Previously we saw that using a B-tree to store the keys can give us a cache-aware algorithm. However, we still needed to finetune the B-tree to the hardware. Can we make this more cache-oblivious?

The binary search algorithm is already cache-oblivious but we didn’t utilise the cache well due to the structure of the data. Just like with the B-tree, lets structure the data better again! We can use a binary search tree to assist us in binary search. Traditionally binary trees are laid out similarly to a heap. This is where using 0-indexed positions:

Parent of node at index $i$: $\lfloor (i-1)/2 \rfloor$
Left child of node at index $i$: $2i+1$
Right child of node at index $i$: $2i+2$

However, this layout does not help us because children and parents are far away from one another.

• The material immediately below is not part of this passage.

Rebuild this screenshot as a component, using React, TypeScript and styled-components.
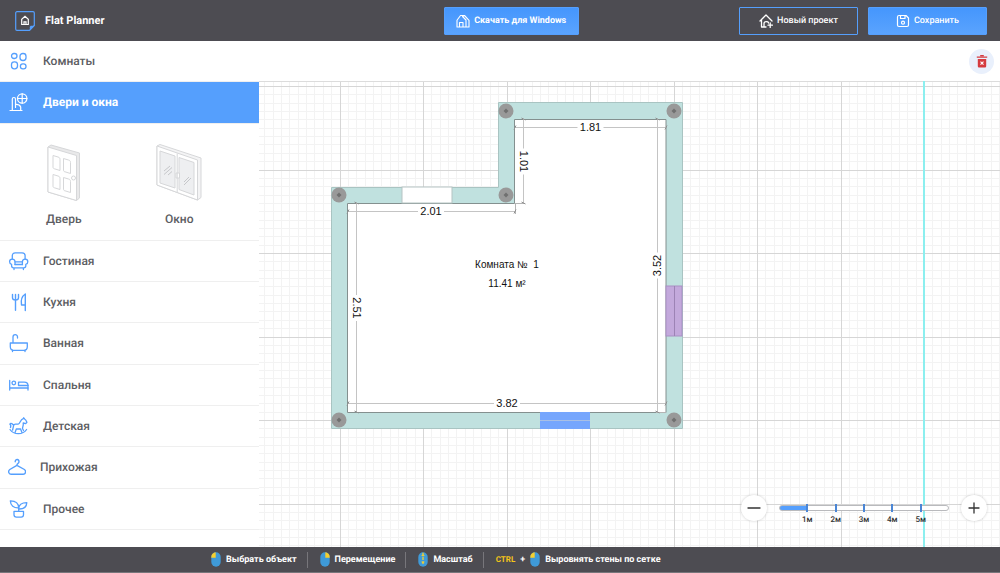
import React, { useState } from "react";
import styled, { createGlobalStyle, css } from "styled-components";

const BLUE = "#559ffd";
const DARK = "#4d4c52";

const GlobalStyle = createGlobalStyle`
  *, *::before, *::after { box-sizing: border-box; }
  body {
    margin: 0;
    background: #fff;
    color: #5c5d62;
    font-family: Roboto, "Liberation Sans", sans-serif;
    text-rendering: geometricPrecision;
  }
  button { font: inherit; cursor: pointer; text-rendering: inherit; }
`;

/* ---------- layout ---------- */

const Page = styled.div`
  display: flex;
  flex-direction: column;
  min-height: 100vh;
`;

const Header = styled.header`
  display: grid;
  grid-template-columns: 21fr auto 20fr;
  align-items: center;
  height: 41px;
  padding: 0 13px 0 15px;
  background: ${DARK};
`;

const Brand = styled.a`
  display: flex;
  align-items: center;
  gap: 10px;
  color: #fff;
  font-size: 11px;
  font-weight: 700;
  text-decoration: none;
`;

const Actions = styled.div`
  display: flex;
  justify-content: flex-end;
  gap: 10px;
`;

const HeaderButton = styled.button<{ $outlined?: boolean; $bold?: boolean; $width: number }>`
  display: flex;
  align-items: center;
  justify-content: center;
  gap: 4px;
  width: ${(p) => p.$width}px;
  height: 28px;
  padding: 0;
  border: 1px solid ${BLUE};
  border-radius: 1px;
  background: ${(p) => (p.$outlined ? "transparent" : "linear-gradient(#4596fd, #5aa3fe)")};
  color: #fff;
  font-size: 9px;
  font-weight: ${(p) => (p.$bold ? 700 : 500)};
  white-space: nowrap;
`;

const Main = styled.main`
  display: flex;
  flex: 1;
`;

const Sidebar = styled.nav`
  display: flex;
  flex-direction: column;
  flex: none;
  width: 259px;
  padding-bottom: 17px;
  background: #fff;
`;

const Category = styled.button<{ $active?: boolean }>`
  display: flex;
  flex: 1;
  align-items: center;
  gap: 14px;
  min-height: 41px;
  padding: 0 8px;
  border: 0;
  border-bottom: 1px solid #efefef;
  background: #fff;
  color: inherit;
  font-size: 12px;
  font-weight: 500;
  text-align: left;
  svg { color: ${BLUE}; }
  ${(p) => p.$active && css`
    background: ${BLUE};
    color: #fff;
    font-weight: 700;
    svg { color: #fff; }
  `}
`;

const Items = styled.div`
  display: grid;
  grid-template-columns: 1fr 1fr;
  height: 117px;
  padding: 20px 22px 0 6px;
  border-bottom: 1px solid #efefef;
`;

const Item = styled.button`
  display: flex;
  flex-direction: column;
  align-items: center;
  gap: 9px;
  padding: 0;
  border: 0;
  background: none;
  color: inherit;
  font-size: 12px;
  font-weight: 500;
  line-height: 16px;
`;

const Workspace = styled.section`
  display: flex;
  flex: 1;
  flex-direction: column;
  min-width: 0;
`;

const Toolbar = styled.div`
  display: flex;
  align-items: center;
  justify-content: flex-end;
  height: 40px;
  padding-right: 6px;
  background: #fff;
`;

const DeleteButton = styled.button`
  display: flex;
  align-items: center;
  justify-content: center;
  width: 25px;
  height: 25px;
  padding: 0;
  border: 0;
  border-radius: 50%;
  background: #e9f0fc;
`;

const Canvas = styled.div`
  position: relative;
  display: flex;
  flex: 1;
  min-height: 400px;
  overflow: hidden;
  > svg { flex: 1; min-width: 0; text-rendering: auto; }
`;

/* ---------- scale control, floats over the canvas ---------- */

const Scale = styled.div`
  position: absolute;
  right: 13px;
  bottom: 26px;
  display: flex;
  align-items: center;
  gap: 12px;
`;

const RoundButton = styled.button`
  display: flex;
  align-items: center;
  justify-content: center;
  width: 26px;
  height: 26px;
  padding: 0;
  border: 0;
  border-radius: 50%;
  background: #fff;
  box-shadow: 0 0 3px rgba(0, 0, 0, 0.2);
`;

const Track = styled.div`
  position: relative;
  display: flex;
  width: 170px;
`;

const Range = styled.input<{ $share: number }>`
  appearance: none;
  width: 100%;
  height: 6px;
  margin: 0;
  border: 1px solid #b9babd;
  border-radius: 3px;
  background: linear-gradient(to right, ${BLUE} ${(p) => p.$share}%, #fff ${(p) => p.$share}%) border-box;
  &::-webkit-slider-thumb { appearance: none; width: 2px; height: 6px; background: transparent; }
`;

const Ticks = styled.div`
  position: absolute;
  top: -1px;
  left: 0;
  right: 0;
  display: grid;
  grid-template-columns: repeat(6, 1fr);
  pointer-events: none;
`;

const Tick = styled.span`
  display: flex;
  flex-direction: column;
  align-items: center;
  gap: 3px;
  width: 200%;
  color: #333;
  font-size: 8px;
  font-weight: 500;
  line-height: 10px;
  &::before { content: ""; width: 2px; height: 8px; background: #4a86d6; }
`;

/* ---------- footer ---------- */

const Footer = styled.footer`
  display: flex;
  align-items: center;
  height: 26px;
  padding-left: 199px;
  background: ${DARK};
  border-bottom: 1px solid #77767b;
  color: #fff;
  font-size: 9px;
  font-weight: 700;
  white-space: nowrap;
`;

const Hint = styled.div`
  display: flex;
  align-items: center;
  gap: 5px;
  height: 16px;
  padding: 0 10px 0 12px;
  & + & { border-left: 1px solid #77767b; }
`;

const Key = styled.kbd`
  color: #f5c518;
  font: inherit;
  font-size: 8px;
`;

/* ---------- icons ---------- */

const Line: React.FC<{ w?: number; h?: number; sw?: number; children: React.ReactNode }> = ({ w = 21, h = 20, sw = 1.3, children }) => (
  <svg width={w} height={h} viewBox={`0 0 ${w} ${h}`} fill="none" stroke="currentColor" strokeWidth={sw} strokeLinecap="round" strokeLinejoin="round" aria-hidden="true">
    {children}
  </svg>
);

const RoomsIcon = () => (
  <Line>
    <rect x="3.5" y="2.5" width="5.5" height="5" rx="2.4" />
    <rect x="12" y="2.5" width="6" height="7" rx="2.8" />
    <rect x="3.5" y="10.8" width="6" height="7" rx="2.8" />
    <rect x="12.4" y="12.8" width="5.6" height="5" rx="2.4" />
  </Line>
);

const DoorsIcon = () => (
  <Line sw={1.2}>
    <circle cx="14.2" cy="6.5" r="4.7" />
    <path d="M14.2 1.8v9.4M9.5 6.5h9.4M2 18.5h12M4.3 18.5V7c0-2 3.2-2 3.2 0v5.5M7.5 12.5c2.2-.2 4.4.8 5.2 2.5v3.5M7.5 12.5v3" />
  </Line>
);

const SofaIcon = () => (
  <Line>
    <path d="M4.3 8V4.800c0-1.800 1-3 3-3h6.800c2 0 3 1.200 3 3V8M7 10.800h7.500M7 13.500h7.500" />
    <path d="M7 13.500v-2.800c0-3.600-5.400-3.300-5.400 0 0 1.500 1 2.300 2 2.600v1.400c0 1.400.8 2.100 2 2.100h10.200c1.200 0 2-.7 2-2.100v-1.400c1-.3 2-1.100 2-2.600 0-3.300-5.400-3.600-5.400 0v2.800M6 16.900v1.600M15.400 16.900v1.600" />
  </Line>
);

const KitchenIcon = () => (
  <Line sw={1.400}>
    <path d="M4.500 2.500v3.300c0 1.500 1.200 2.200 3 2.200s3-.7 3-2.200V2.500M7.500 2.500V18.300" />
    <path d="M17.300 13H13.500c-.8-4.500.8-9 3.800-11v16.500" />
  </Line>
);

const BathIcon = () => (
  <Line>
    <path d="M2.300 10h17v3.800c0 2.400-1.300 3.600-3.600 3.600H5.900c-2.300 0-3.600-1.200-3.600-3.600zM4.500 17v1.500M17 17v1.500M5 10V4c0-3 4.500-3 4.500-.2V5" />
  </Line>
);

const BedIcon = () => (
  <Line>
    <path d="M1.700 5.500V15M1.700 13h18.300v2M10.500 10.500V7.200h5.800c2.200 0 3.700 1.200 3.700 3.300z" />
    <circle cx="5.800" cy="8" r="1.800" />
    <path d="M20 10.500V13" />
  </Line>
);

const HorseIcon = () => (
  <Line>
    <path d="M4.600 14 5.600 9.600c.2-1 .9-1.500 1.900-1.500h2.700c2 0 1.800-4.600 5-5.400l.5-.9.900 1.200c1 .5 1.700 1.800 2.300 3.300l-1.200 1.400-2.500-.7c.5 3-.8 3.800-.7 5.500l1 2M5.400 9C3.600 6.700 2.300 7 1.900 8.300c1 .3 1 1.800.6 3.200" />
    <path d="M2 13.500c3.800 5.600 12.800 5.600 16.600 0M7 16.700l1.300-3.700h4.300l1.400 3.700" />
  </Line>
);

const HangerIcon = () => (
  <Line w={18} sw={1.400}>
    <path d="M7.200 4.800c0-3.400 4.300-2.800 3.700.3-.3 1.500-2 1.500-2 3.200L1.800 12.500c-2 1.500-1.300 4.800 1.200 4.800h12.200c2.500 0 3.200-3.300 1.200-4.800L8.900 8.300" />
  </Line>
);

const PlantIcon = () => (
  <Line>
    <path d="M10.700 12V8.800C10.500 4.200 7.500 1.700 2.300 1.800c.2 4.700 3.500 7.300 8.400 7M10.700 9.500c.2-3.500 3.200-5.900 8.100-5.900-.2 4.200-3.300 6.600-8.100 6.400" />
    <path d="M6 12.300h9.500v3.500c0 1.500-.9 2.400-2.400 2.400H8.400c-1.500 0-2.400-.9-2.400-2.400z" />
  </Line>
);

const LogoIcon = () => (
  <svg width="20" height="20" viewBox="0 0 20 20" fill="none" aria-hidden="true">
    <path d="M2 .7h16c.8 0 1.300.5 1.300 1.300v12.500l-4.800 4.800H2c-.8 0-1.300-.5-1.300-1.300V2C.7 1.200 1.200.7 2 .7z" stroke={BLUE} strokeWidth="1.200" />
    <path d="M19.500 14.800h-3.200c-.9 0-1.500.6-1.500 1.500v3.200z" fill={BLUE} />
    <path d="M6.700 13.500V8.200L10 5.300l3.300 2.900v5.300zM9 13.300v-2.500h2v2.500" stroke="#fff" strokeWidth="1.200" />
  </svg>
);

const HouseIcon = () => (
  <Line w={14} h={14} sw={1.100}>
    <path d="M1 13V6.300L4.500 1.500h4L13 6.300V13zM8.500 1.500 6.500 2.500 10 6v7M3.500 13V8.500H7V13" />
  </Line>
);

const NewHouseIcon = () => (
  <Line w={14} h={14} sw={1.300}>
    <path d="M1 7 7 1l6 6M2.500 5.500V13H7M5 13V9.500C5 7 9.500 7 9.500 9M11.200 9v4.500M9 11.200h4.500" />
  </Line>
);

const SaveIcon = () => (
  <Line w={14} h={14} sw={1.200}>
    <path d="M3 1.500h7L12.500 4v7c0 1-.5 1.500-1.500 1.500H3c-1 0-1.500-.5-1.500-1.500V3c0-1 .5-1.500 1.500-1.500zM4.500 1.500v3h4.500v-3" />
    <circle cx="7" cy="8.700" r="1.500" />
  </Line>
);

const TrashIcon = () => (
  <svg width="12" height="13" viewBox="0 0 12 13" fill="none" aria-hidden="true">
    <path d="M4.200.7h3.600M.8 2.200h10.400" stroke="#d53b40" strokeWidth="1.300" />
    <path d="M1.800 4h8.400v7c0 1-.6 1.600-1.600 1.600H3.400c-1 0-1.600-.6-1.600-1.600z" fill="#d53b40" />
    <path d="m4.500 6.700 3 3m0-3-3 3" stroke="#fff" strokeWidth="1.100" />
  </svg>
);

const MouseIcon: React.FC<{ part: "left" | "right" | "wheel" }> = ({ part }) => (
  <svg width="10" height="15" viewBox="0 0 10 15" aria-hidden="true">
    <rect x=".3" y=".3" width="9.400" height="14.400" rx="4.700" fill="#3f9ad8" />
    {part === "left" && <path d="M4.700.3v5.500H.3V5C.3 2.300 2.200.5 4.700.3z" fill="#f6cf2e" />}
    {part === "right" && <path d="M5.300.3v5.500h4.400V5C9.700 2.300 7.800.5 5.300.3z" fill="#f6cf2e" />}
    {part === "wheel" && <path d="M5 .8v2M3.800 4 5 2.800 6.200 4M5 5v3M3.800 9.500 5 10.700l1.200-1.200M5 10.500v1.500" fill="none" stroke="#f6cf2e" strokeWidth="1.300" />}
  </svg>
);

const DoorPicture = () => (
  <svg width="34" height="58" viewBox="0 0 34 58" fill="#fff" stroke="#d6d7d9" strokeLinejoin="round" aria-hidden="true">
    <path d="M1 3 4 1l28.500 8v45l-3 2.500L1 48z" fill="#e9e9ea" />
    <path d="M1 3 29.500 11.500v45L1 48z" />
    <path d="m6 11.500 5 1.500c1.500.5 2 1 2 2.500v11l-5.500-1.700C6.300 24.500 6 24 6 23zM16.500 14.500l5 1.500c1.500.5 2 1 2 2.500v11L18 27.800c-1.200-.3-1.500-.8-1.500-1.800zM6 30.500l5 1.500c1.500.5 2 1 2 2.500v11l-5.500-1.700C6.300 43.500 6 43 6 42zM16.500 33.500l5 1.500c1.500.5 2 1 2 2.500v11L18 46.800c-1.200-.3-1.500-.8-1.500-1.800z" />
    <circle cx="26.500" cy="34" r="2" />
  </svg>
);

const WindowPicture = () => (
  <svg width="46" height="58" viewBox="0 0 46 58" fill="#fff" stroke="#d6d7d9" strokeLinejoin="round" aria-hidden="true">
    <path d="m1 2 3-1.500 41 13.500v39.500L41.500 56 1 41z" fill="#f4f4f5" />
    <path d="m1 2 40.500 14v40L1 41z" />
    <path d="m4 7 15 5v32L4 39zM23 13.500l15 5V51l-15-5.500z" fill="#eeeff1" />
    <path d="M21.200 9.500v39M20 29h3.500v5H20z" />
    <path d="m8 27 6-5M8 30.500l8-7M12 31l4-3.500M28 38l5-5M28 41l7-7" stroke="#c6c7ca" fill="none" />
  </svg>
);

/* ---------- plan drawing ---------- */

const TILE = 167;
const STEPS = Array.from({ length: 20 }, (_, i) => (i * TILE) / 20);
const COLUMNS = STEPS.map(Math.floor);
const ROWS = STEPS.map(Math.round);
const isMajor = (index: number) => index % 10 === 0;

const GridTile = ({ major }: { major: boolean }) => (
  <g fill={major ? "#d6d6d6" : "#f3f3f3"}>
    {COLUMNS.map((c, i) => isMajor(i) === major && <rect key={`v${c}`} x={c} width="1" height={TILE} />)}
    {ROWS.map((r, i) => isMajor(i) === major && <rect key={`h${r}`} y={r} width={TILE} height="1" />)}
  </g>
);

const Dimension: React.FC<{ x: number; y: number; from: number; to: number; label: string; turn?: number }> = ({ x, y, from, to, label, turn = 0 }) => {
  const vertical = turn !== 0;
  const at = vertical ? y : x;
  const line = vertical
    ? `M${x} ${from}V${at - 13}M${x} ${at + 13}V${to}`
    : `M${from} ${y}H${at - 13}M${at + 13} ${y}H${to}`;
  const ends = vertical
    ? `M${x - 2} ${from - 1}l4 2M${x - 2} ${to - 1}l4 2`
    : `M${from - 1} ${y + 2}l2-4M${to - 1} ${y + 2}l2-4`;
  return (
    <g>
      <path d={line} fill="none" stroke="#c4c4c4" />
      <path d={ends} fill="none" stroke="#8f8f8f" />
      <text y={turn > 0 ? 0 : -1} transform={`translate(${x} ${y}) rotate(${turn})`} textAnchor="middle" dominantBaseline="central">
        {label}
      </text>
    </g>
  );
};

const JOINTS = [[8, 93], [175, 93], [175, 9], [343, 9], [8, 318], [343, 318]];

const FloorPlan = () => (
  <svg role="img" aria-label="План: Комната № 1">
    <defs>
      <pattern id="grid" x="81" y="5" width={TILE} height={TILE} patternUnits="userSpaceOnUse">
        <GridTile major={false} />
        <GridTile major />
      </pattern>
    </defs>
    <rect width="100%" height="100%" fill="#fff" />
    <rect width="100%" height="100%" fill="url(#grid)" />
    <rect width="100%" height="1" fill="#dcdcdc" />
    <rect x="664" width="2" height="100%" fill="#8cefef" />
    <g transform="translate(72 21)" fontFamily='"Liberation Sans", sans-serif' fontSize="11" fill="#111">
      <path d="M.5 85.500H167.500V.5H351.500V326.500H.5Z" fill="#c0e1df" stroke="#a9c4c2" />
      <path d="M16.500 101.500H183.500V17.500H335V310.500H16.500Z" fill="#fff" stroke="#84908f" />
      <rect x="71" y="85" width="50" height="16" fill="#fff" stroke="#b5c4c3" />
      <rect x="335" y="184" width="16" height="50" fill="#c3a9dc" stroke="#a98fc4" />
      <path d="M343.500 184v50" stroke="#9c83b5" />
      <rect x="209" y="310" width="50" height="17" fill="#76a6fd" />
      <path d="M209 318.500h50" stroke="#a9bfe4" />
      {JOINTS.map(([x, y]) => (
        <g key={`${x}-${y}`}>
          <circle cx={x} cy={y} r="7.500" fill="#999" />
          <path d={`M${x} ${y - 2.500}l2.500 2.500-2.500 2.500-2.500-2.500z`} fill="#707070" />
        </g>
      ))}
      <path d="M184.500 101v11M184 101.500h10M335 310.500h-10" stroke="#b4b4b4" />
      <Dimension x={259.5} y={25.5} from={184} to={335} label="1.81" />
      <Dimension x={192.5} y={59.500} from={17} to={101} label="1.01" turn={90} />
      <Dimension x={100} y={109.500} from={17} to={184} label="2.01" />
      <Dimension x={25.5} y={206} from={101} to={310} label="2.51" turn={90} />
      <Dimension x={326.500} y={163.500} from={17} to={310} label="3.52" turn={-90} />
      <Dimension x={176} y={301.500} from={17} to={335} label="3.82" />
      <g fontSize="10" textAnchor="middle">
        <text x="176" y="166" xmlSpace="preserve">{"Комната №  1"}</text>
        <text x="176" y="185">11.41 м²</text>
      </g>
    </g>
  </svg>
);

/* ---------- page ---------- */

const BEFORE = [{ name: "Комнаты", Icon: RoomsIcon }];
const AFTER = [
  { name: "Гостиная", Icon: SofaIcon },
  { name: "Кухня", Icon: KitchenIcon },
  { name: "Ванная", Icon: BathIcon },
  { name: "Спальня", Icon: BedIcon },
  { name: "Детская", Icon: HorseIcon },
  { name: "Прихожая", Icon: HangerIcon },
  { name: "Прочее", Icon: PlantIcon },
];

export default function App() {
  const [scale, setScale] = useState(1);
  return (
    <Page>
      <GlobalStyle />
      <Header>
        <Brand href="#"><LogoIcon />Flat Planner</Brand>
        <HeaderButton $width={135} $bold><HouseIcon />Скачать для Windows</HeaderButton>
        <Actions>
          <HeaderButton $width={119} $outlined><NewHouseIcon />Новый проект</HeaderButton>
          <HeaderButton $width={119}><SaveIcon />Сохранить</HeaderButton>
        </Actions>
      </Header>
      <Main>
        <Sidebar>
          {BEFORE.map(({ name, Icon }) => <Category key={name}><Icon />{name}</Category>)}
          <Category $active><DoorsIcon />Двери и окна</Category>
          <Items>
            <Item><DoorPicture />Дверь</Item>
            <Item><WindowPicture />Окно</Item>
          </Items>
          {AFTER.map(({ name, Icon }) => <Category key={name}><Icon />{name}</Category>)}
        </Sidebar>
        <Workspace>
          <Toolbar>
            <DeleteButton aria-label="Удалить"><TrashIcon /></DeleteButton>
          </Toolbar>
          <Canvas>
            <FloorPlan />
            <Scale>
              <RoundButton aria-label="Уменьшить" onClick={() => setScale(Math.max(0, scale - 1))}>
                <Line w={14} h={14}><path d="M1 7h12" stroke="#333" /></Line>
              </RoundButton>
              <Track>
                <Range type="range" aria-label="Масштаб" min={0} max={6} value={scale} $share={(scale / 6) * 100} onChange={(e) => setScale(Number(e.target.value))} />
                <Ticks>
                  {[1, 2, 3, 4, 5].map((m) => <Tick key={m}>{m}м</Tick>)}
                </Ticks>
              </Track>
              <RoundButton aria-label="Увеличить" onClick={() => setScale(Math.min(6, scale + 1))}>
                <Line w={14} h={14}><path d="M2 7h10M7 2v10" stroke="#333" /></Line>
              </RoundButton>
            </Scale>
          </Canvas>
        </Workspace>
      </Main>
      <Footer>
        <Hint><MouseIcon part="left" />Выбрать объект</Hint>
        <Hint><MouseIcon part="right" />Перемещение</Hint>
        <Hint><MouseIcon part="wheel" />Масштаб</Hint>
        <Hint><Key>CTRL</Key>+<MouseIcon part="left" />Выровнять стены по сетке</Hint>
      </Footer>
    </Page>
  );
}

Van Emde Boas (tree) layout

Let $T$ be a complete binary tree of depth $d$. Cut the tree in half at layer $\lfloor d/2 \rfloor$, this leaves one full tree at the top and $2^{\lfloor d/2 \rfloor}$ sub-trees in the bottom half. Then store the top tree (using the same Van Emde Boas layout) in the first part of the array, and the $2^{\lfloor d/2 \rfloor}$ subtrees one after one another after that.

This layout means that once a sub-tree is of size $\leq L$ it will fit into a single cache line. Applying this to a search tree means once we have $L$ searches left we will have all the data we need in a single cache line. Though as this is just a data structure on how we store the tree - it doesn’t need to know $L$ before hand to get this advantage, whereas a B-tree does.

Therefore applying binary search to a binary search tree in Van Emde Boas layout is a cache-oblivious search algorithm with:

Operations: $O(\log_2(n))$ (same as binary search).

Cache-misses: $O(\log_2(n) - \log_2(L)) = O \left ( \log \left ( \frac{n}{L}\right ) \right )$ - the optimum for this problem.